The U.S. House of Representatives declared another victory today in its ongoing battle against destructive regulation with passage of H.R. 2681, the Cement Sector Regulatory Relief Act. The measure passed the full House with strong bipartisan support by a vote of 262 to 161.

H.R. 2681, authored by Reps. John Sullivan (R-OK) and Mike Ross (D-AR), will protect the domestic cement manufacturing industry from costly new rules issued by the EPA, which currently threaten widespread plant closures and thousands of American jobs. This legislation provides a remedy to EPA’s flawed cement MACT rules with a directive to EPA to propose achievable standards and timelines. This legislation will ensure public health and the environment is protected without sacrificing jobs.

“President Obama likes to talk about the need to invest in our nation’s infrastructure and this bipartisan legislation will remove regulatory barriers to growth in the construction and cement manufacturing industries,” said Sullivan. “The bottom line is that if EPA’s Cement MACT rules are not revised, thousands of jobs will be lost due to cement plant closures and higher construction costs.
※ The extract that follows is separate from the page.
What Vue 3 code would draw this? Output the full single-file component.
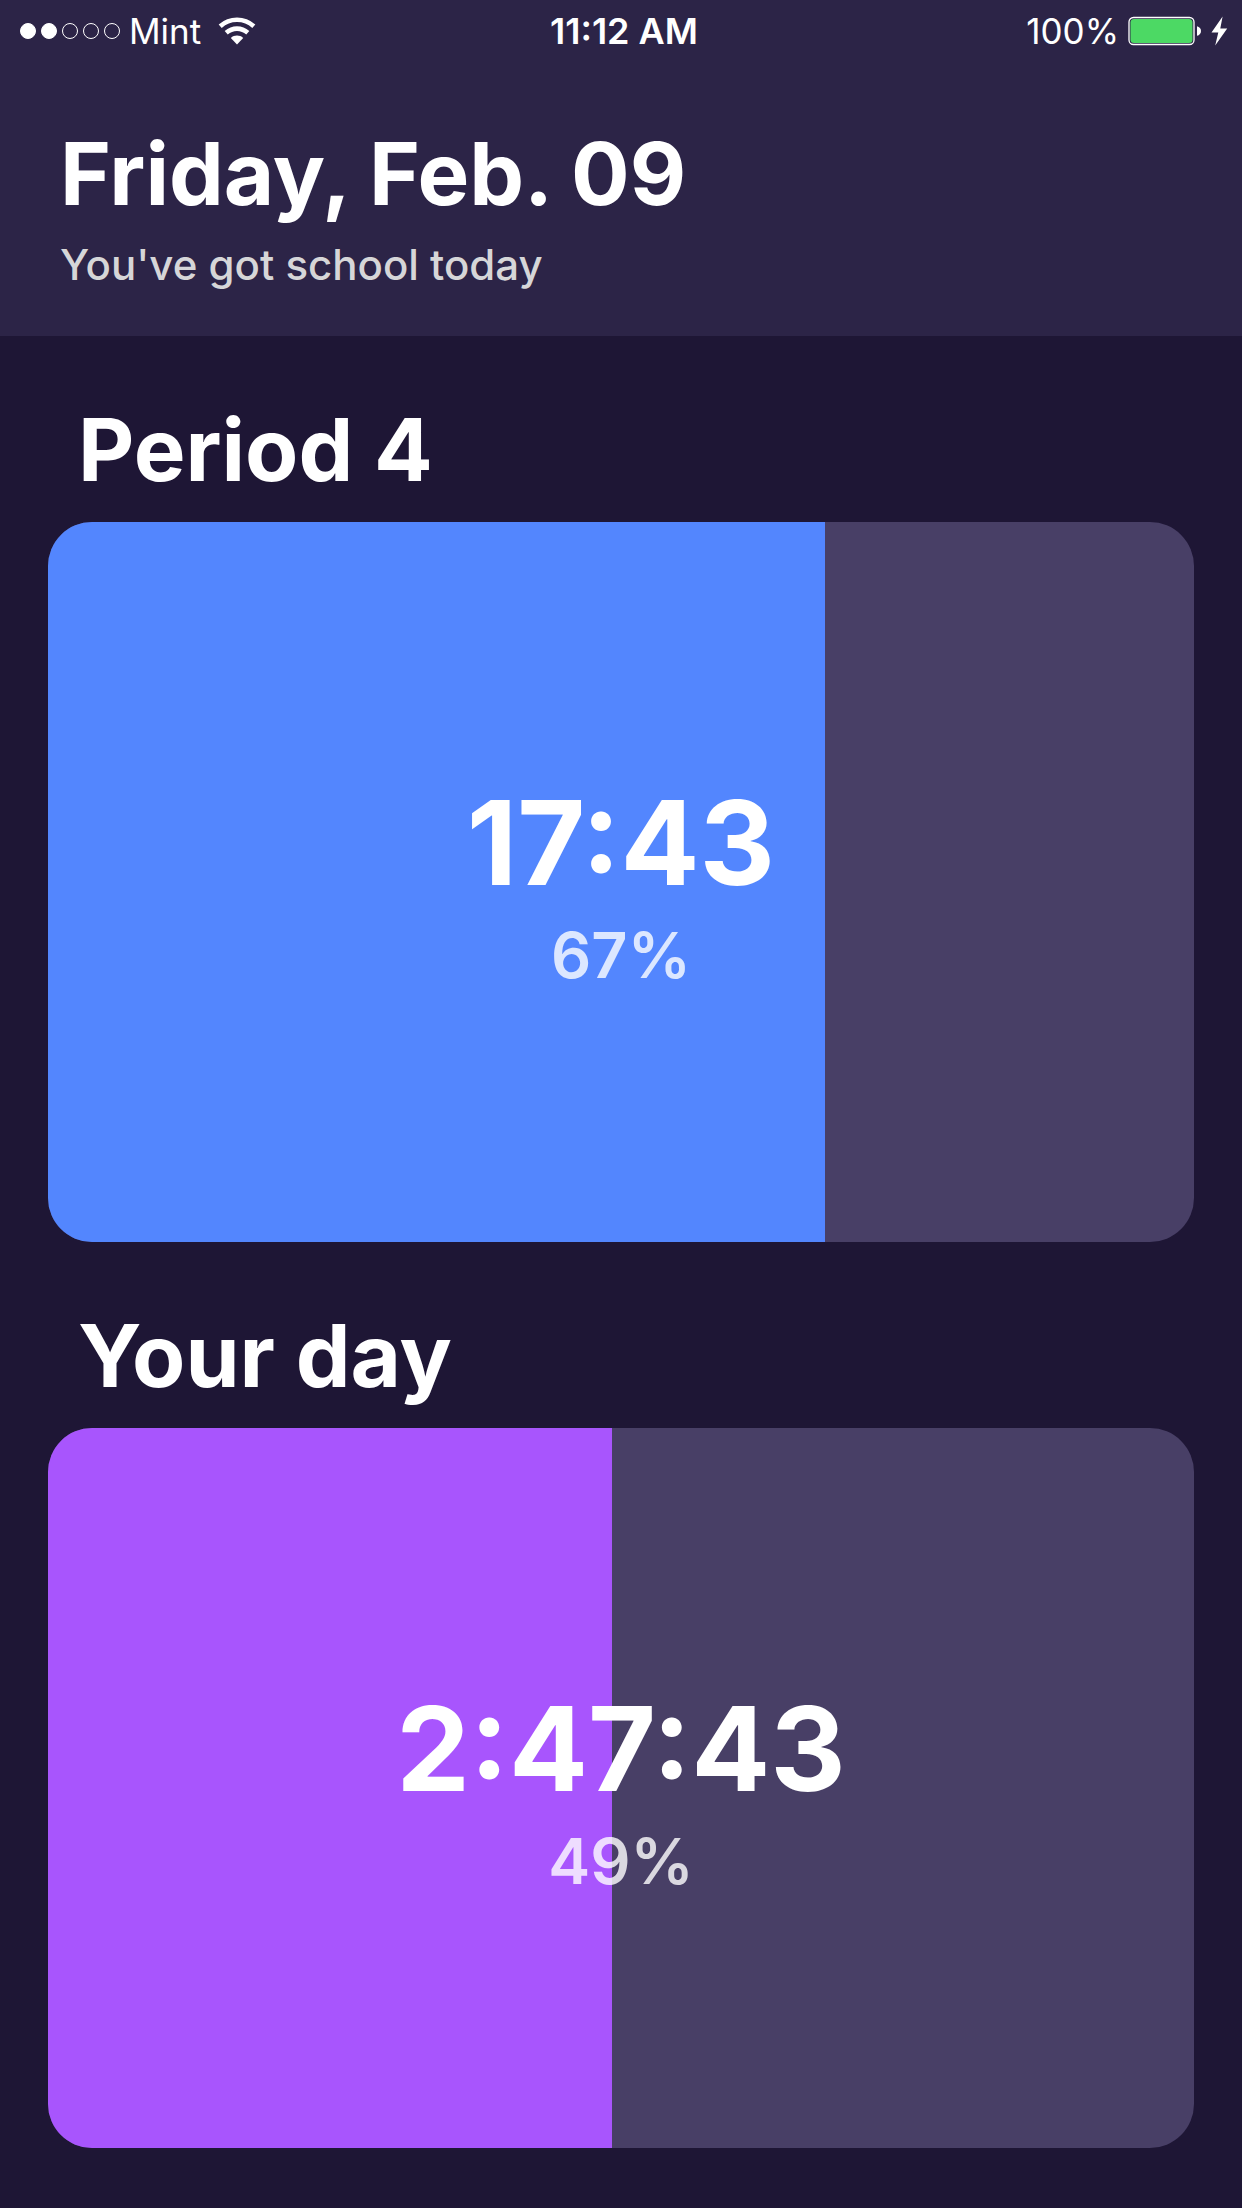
<script setup>
const signal = [true, true, false, false, false]

const timers = [
  { id: 'period', title: 'Period 4', remaining: '17:43', percent: 67, fill: 67.8, tone: 'blue' },
  { id: 'day', title: 'Your day', remaining: '2:47:43', percent: 49, fill: 49.2, tone: 'purple' },
]
</script>

<template>
  <div class="app">
    <header class="header">
      <div class="status">
        <div class="status-side">
          <div class="signal">
            <span v-for="(on, i) in signal" :key="i" class="dot" :class="{ on }"></span>
          </div>
          <span class="carrier">Mint</span>
          <svg class="wifi" width="38" height="28" viewBox="0 0 38 28" aria-label="Wi-Fi">
            <g fill="none" stroke="#fff" stroke-width="4.600">
              <path d="M2.200 9.200C11.800 .6 26.200 .6 35.800 9.200" />
              <path d="M8.200 15.800C14.500 10.200 23.500 10.200 29.800 15.800" />
            </g>
            <path d="M12.800 21C16.300 17.800 21.700 17.800 25.200 21L19 27.400Z" fill="#fff" />
          </svg>
        </div>
        <span class="clock">11:12 AM</span>
        <div class="status-side end">
          <span class="charge">100%</span>
          <svg class="battery" width="74" height="30" viewBox="0 0 74 30" aria-label="Battery full">
            <rect x="1" y="1.500" width="65" height="27" rx="4.500" fill="none" stroke="#fff" stroke-width="1.300" />
            <rect x="2.500" y="3" width="62" height="24" rx="3.500" fill="#4cd964" />
            <path d="M69 10.200C71.500 10.800 73 12.500 73 15S71.500 19.200 69 19.800Z" fill="#fff" />
          </svg>
          <svg class="bolt" width="17" height="30" viewBox="0 0 17 30" aria-label="Charging">
            <path d="M11.600 .5L.5 16.500H7.300L4.200 29.500L16.200 12.500H9.300Z" fill="#fff" />
          </svg>
        </div>
      </div>
      <div class="heading">
        <h1 class="title">Friday, Feb. 09</h1>
        <p class="subtitle">You've got school today</p>
      </div>
    </header>

    <main class="timers">
      <section v-for="t in timers" :key="t.id" class="timer">
        <h2 :id="t.id" class="title timer-title">{{ t.title }}</h2>
        <div
          class="card"
          role="progressbar"
          :aria-labelledby="t.id"
          :aria-valuenow="t.percent"
          aria-valuemin="0"
          aria-valuemax="100"
        >
          <div class="fill" :class="t.tone" :style="{ width: t.fill + '%' }"></div>
          <div class="readout">
            <span class="remaining">{{ t.remaining }}</span>
            <span class="percent">{{ t.percent }}%</span>
          </div>
        </div>
      </section>
    </main>
  </div>
</template>

<style>
body {
  margin: 0;
  background: #1e1635;
}
</style>

<style scoped>
.app {
  display: flex;
  flex-direction: column;
  min-height: 100vh;
  background: #1e1635;
  color: #fff;
  font-family: Inter, "Liberation Sans", sans-serif;
}

.header {
  background: #2c2447;
}

.status {
  display: grid;
  grid-template-columns: 1fr auto 1fr;
  align-items: center;
  height: 60px;
  padding: 0 14px 0 20px;
  font-size: 35px;
  line-height: 62px;
}

.status-side {
  display: flex;
  align-items: center;
  height: 60px;
}

.status-side.end {
  justify-content: flex-end;
}

.signal {
  display: flex;
  gap: 5px;
}

.dot {
  box-sizing: border-box;
  width: 16px;
  height: 16px;
  border: 1px solid #fff;
  border-radius: 50%;
}

.dot.on {
  background: #fff;
}

.carrier {
  margin: 0 17px 0 9px;
}

.clock {
  font-size: 36px;
  font-weight: 600;
}

.battery {
  margin: 0 9px 0 9px;
}

.heading {
  padding: 60px 60px 46px;
}

.title {
  margin: 0;
  font-size: 87px;
  font-weight: 700;
  line-height: 108px;
}

.subtitle {
  margin: 12px 0 0;
  color: #d6d6d8;
  font-size: 42px;
  font-weight: 500;
  line-height: 50px;
}

.timers {
  display: flex;
  flex: 1;
  flex-direction: column;
  gap: 60px;
  padding: 60px 48px;
}

.timer {
  display: flex;
  flex: 1;
  flex-direction: column;
}

.timer-title {
  padding: 0 30px 18px;
}

.card {
  position: relative;
  display: flex;
  flex: 1;
  align-items: center;
  justify-content: center;
  min-height: 300px;
  overflow: hidden;
  border-radius: 44px;
  background: #483f66;
}

.fill {
  position: absolute;
  top: 0;
  bottom: 0;
  left: 0;
}

.fill.blue {
  background: #5386fe;
}

.fill.purple {
  background: #a855fd;
}

.readout {
  position: relative;
  display: flex;
  flex-direction: column;
  align-items: center;
}

.remaining {
  font-size: 117px;
  font-weight: 700;
  line-height: 146px;
}

.percent {
  color: rgba(255, 255, 255, 0.8);
  font-size: 63px;
  font-weight: 600;
  line-height: 78px;
}
</style>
These rules threaten to shut down up to 20 percent of the nation’s cement manufacturing plants in the next two years, sending thousands of jobs permanently overseas and driving up cement and construction costs across the country.  Additionally, the Portland Cement Association estimates it will cost $3.4 billion – half of the industry’s annual revenues – just to comply with EPA’s current Cement MACT rule.”

I was surprised that a Democrat supported this bill, but it’s really important to protect American jobs.